But I’m a firm believer that policies in other nations (for better or worse) are a very persuasive form of real-world evidence. Simply stated, if you’re trying to convince a politician that a certain policy is worth pursuing, you’ll have a much greater chance of success if you can point to tangible examples of how it has been successful.


That’s why I cite Hong Kong and Singapore as examples of why free markets and small government are the best recipe for prosperity.
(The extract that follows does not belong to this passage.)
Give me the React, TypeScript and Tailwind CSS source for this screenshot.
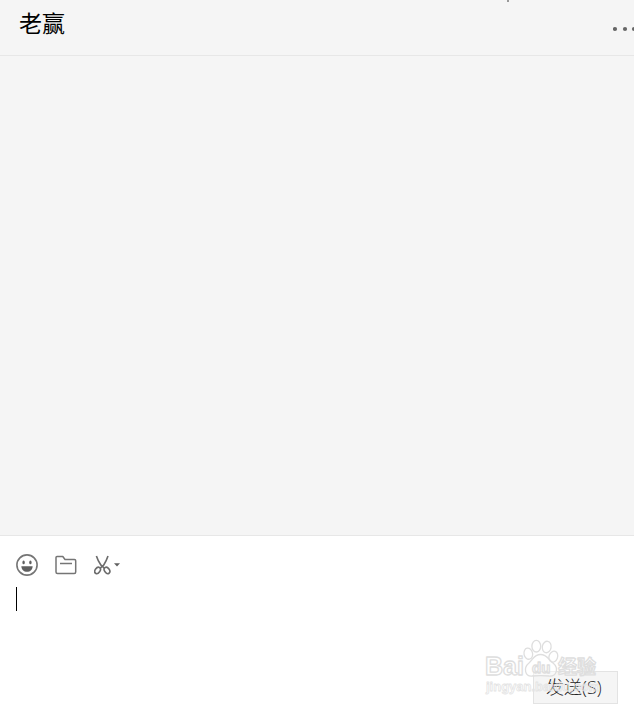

It’s also why I use nations such as New Zealand, Canada, and Estonia when arguing for a lower burden of government spending.


And it’s why I’m quite encouraged that even the squishy Tory-Liberal coalition government in the United Kingdom has begun to acknowledge that the Laffer Curve should be part of the analysis when making major changes in taxation.

UK Laffer Curve

I don’t know whether that’s because they learned a lesson from the disastrous failure of Gordon Brown’s class-warfare tax hike, or whether they feel they should do something good to compensate for bad tax policies they’re pursuing in other areas, but I’m not going to quibble when politicians finally begin to move in the right direction.


 


The Wall Street Journal opines that this is a very worthwhile development.

Chancellor of the Exchequer George Osborne has cut Britain’s corporate tax rate to 22% from 28% since taking office in 2010, with a further cut to 20% due in 2015. On paper, these tax cuts were predicted to “cost” Her Majesty’s Treasury some £7.8 billion a year when fully phased in. But Mr. Osborne asked his department to figure out how much additional revenue would be generated by the higher investment, wages and productivity made possible by leaving that money in private hands.

By the way, I can’t resist a bit of nit-picking at this point. The increases in investment, wages, and productivity all occur because the marginal corporate tax rate is reduced, not because more money is in private hands.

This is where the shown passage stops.